TEMPO.CO, Jakarta - Tenaga Ahli Utama Kedeputian IV Bidang Komunikasi Politik dan Diseminasi Informasi Kantor Staf Presiden Ali Mochtar Ngabalin membandingkan pengangkatan Komisaris Jenderal M. Iriawan sebagai Pejabat Gubernur Jawa Barat dengan anggota Tentara Nasional Indonesia sebagai penjabat gubernur di era pemerintahan Susilo Bambang Yudhoyono (SBY).
Ngabalin mengatakan Mayor Jenderal Tanri Bali Lamo diangkat sebagai Penjabat Gubernur Sulawesi Selatan pada 2008. Padahal, Tanri saat itu menjabat sebagai Asisten Personel Kepala Staf TNI Angkatan Darat (KSAD). "Emang zaman Pak SBY waktu mengangkat Mayjen Tanri Bali beliau sudah pensiun?" kata Ngabalin dalam siaran tertulisnya, Selasa, 19 Juni 2018.
Baca: Kemendagri: Pelantikan M. Iriawan Sesuai Aturan
Selain Tanri, Ngabalin menyebutkan bahwa Mayor Jenderal Setia Purwaka juga pernah diangkat sebagai Penjabat Gubernur Jawa Timur berdasarkan Keputusan Presiden (Keppres) Nomor 73/P Tahun 2008 tertanggal 15 Agustus 2008. Padahal, Setia saat itu aktif menjabat sebagai Inspektur Jenderal Departemen Komunikasi dan Informatika (Depkominfo).
Ngabalin menuturkan sebetulnya enggan menghabiskan waktu untuk mengomentari pernyataan Partai Demokrat soal pengangkatan M. Iriawan sebagai Penjabat Gubernur Jawa Barat.
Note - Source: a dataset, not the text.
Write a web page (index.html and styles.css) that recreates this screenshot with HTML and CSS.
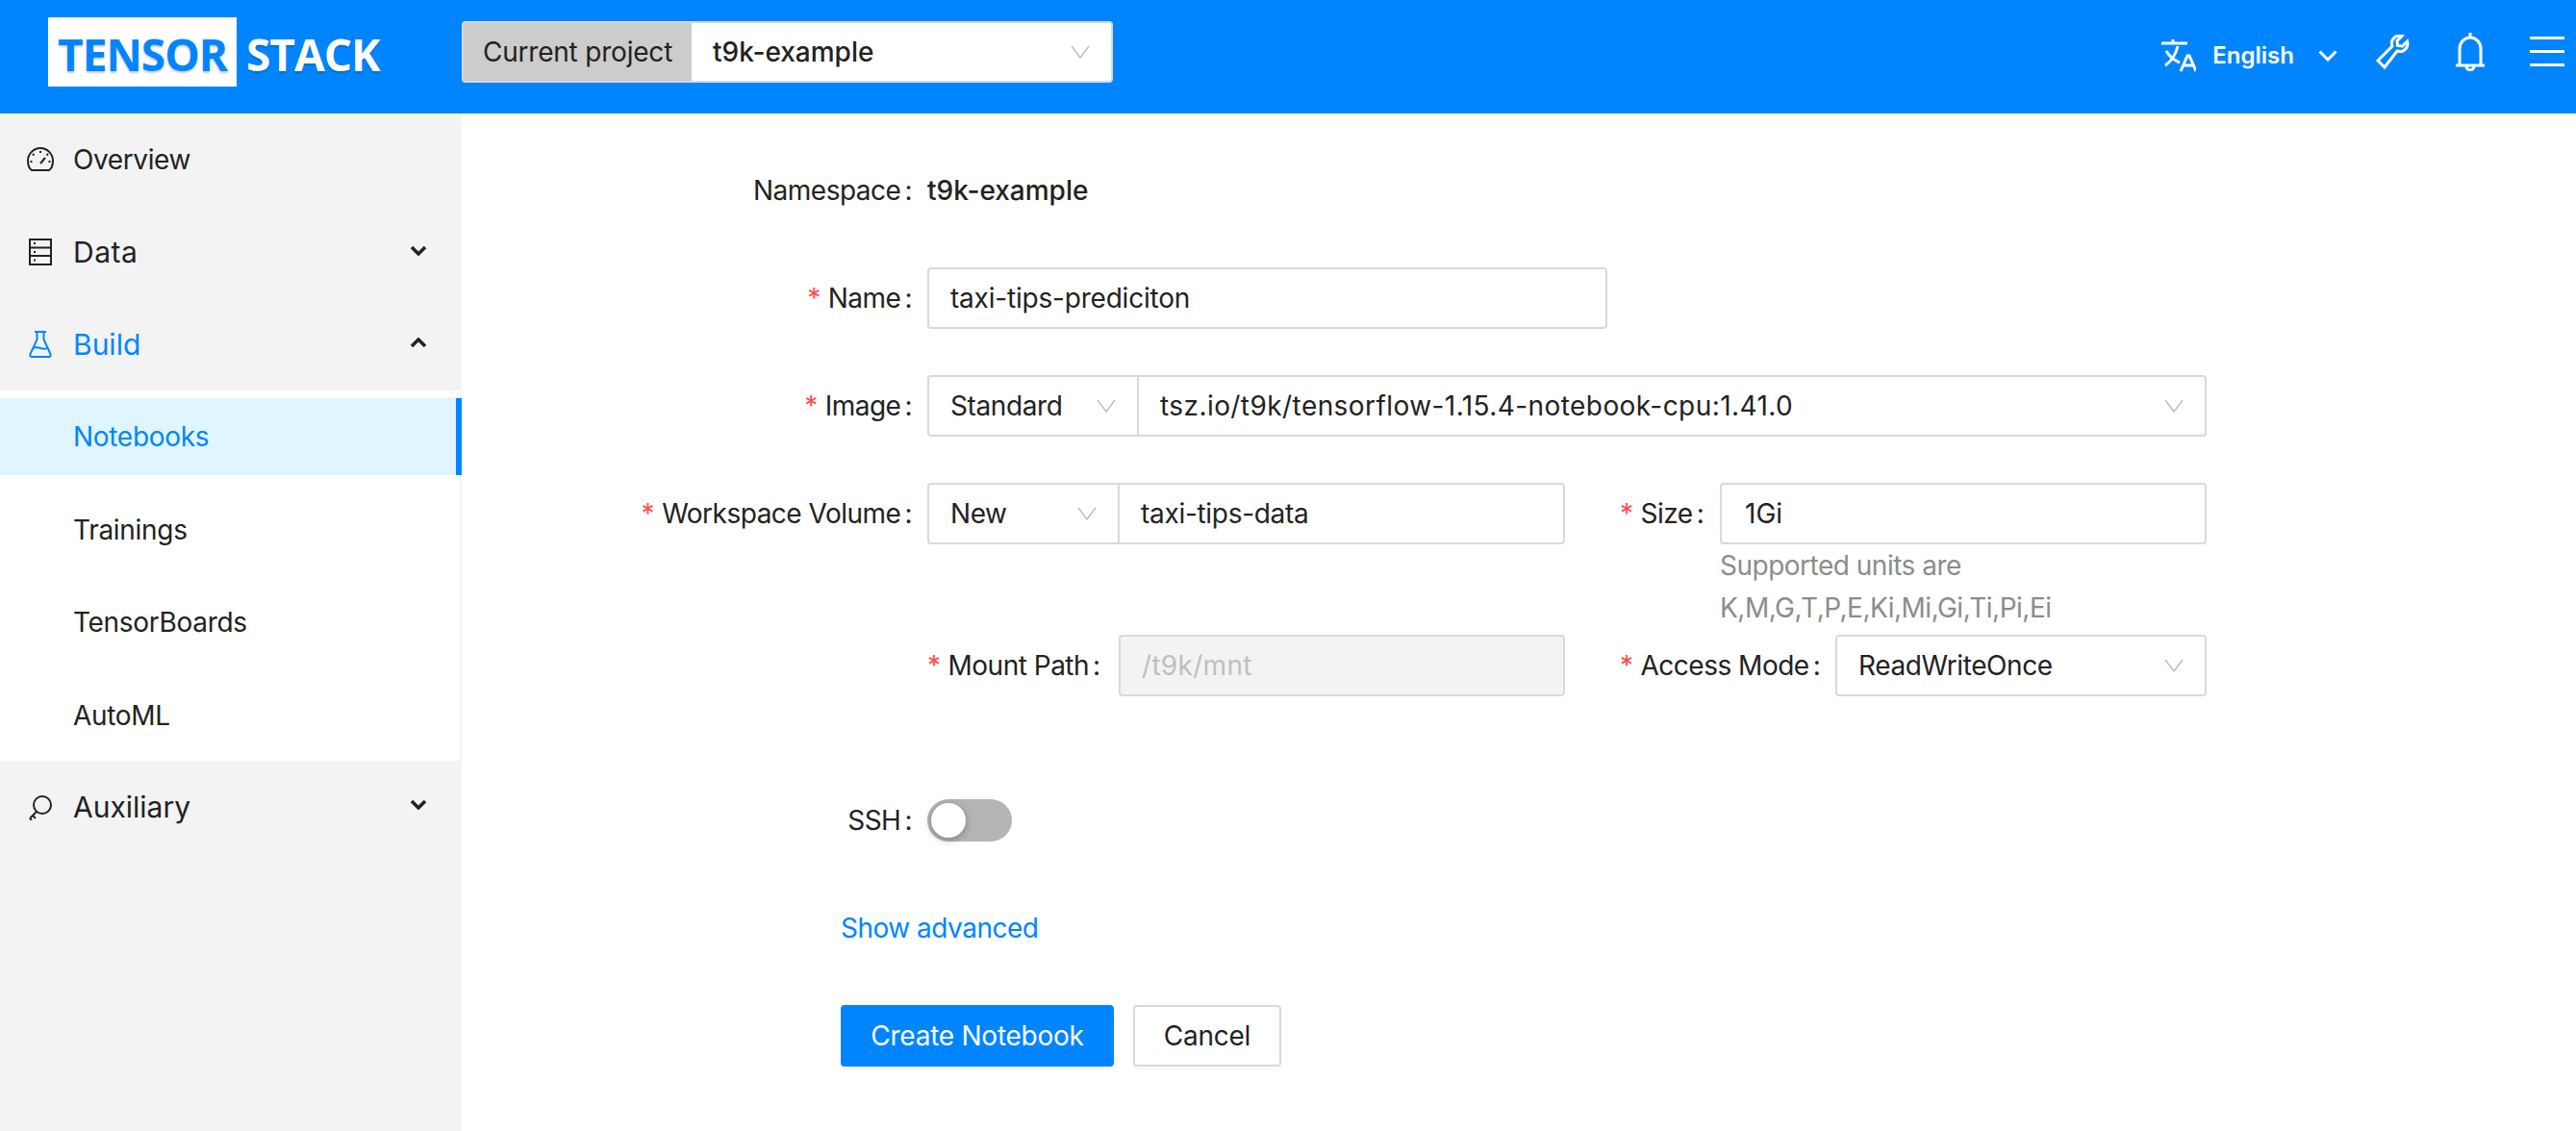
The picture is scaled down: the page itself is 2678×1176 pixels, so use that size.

Sebab, ia memastikan bahwa pemerintah tidak mungkin membuat satu kebijakan strategis tanpa berdasar pada ketentuan hukum dan undang-undang yang berlaku.
Ngabalin pun mempertanyakan pelantikan anggota Polri, seperti Inspektur Jenderal Carlo Brix Tewu sebagai Penjabat Gubernur Sulawesi Barat pada 30 Desember 2016 tidak menjadi polemik seperti pengangkatan Iriawan. "Kenapa enggak ada yang ribut pada saat Irjen Pol Carlo Brix Tewu di Sulbar kemarin, demikian halnya Mayjen TNI Soedarmo Penjabat Gubernur Aceh?" kata dia.
Simak: Ngabalin Sarankan DPR Batalkan Niat Ajukan Hak Angket M. Iriawan
Sebelumnya Fraksi Partai Demokrat di Dewan Perwakilan Rakyat (DPR) akan mengajukan hak angket menyusul pelantikan Iriawan pada Senin, 18 Juni 2018. "Segera setelah libur Lebaran selesai, kami akan mengajukan angket ke DPR," ujar Kepala Divisi Advokasi dan Bantuan Hukum Dewan Pengurus Pusat Partai Demokrat Ferdinand Hutahaean saat dihubungi Tempo pada Selasa, 19 Juni 2018.
Ferdinand menuturkan Demokrat mengajukan angket ke DPR karena melihat banyak kejanggalan atas penunjukan M. Iriawan. Selain itu, Ferdinand menganggap pelantikan ini melanggar tiga undang-undang sekaligus, yakni Undang-Undang Nomor 5 Tahun 2014 tentang Aparatur Sipil Negara (ASN), Undang-Undang Nomor 2 Tahun 2002 tentang Polri, dan Undang-Undang Nomor 10 Tahun 2016 tentang Pemilihan Kepala Daerah.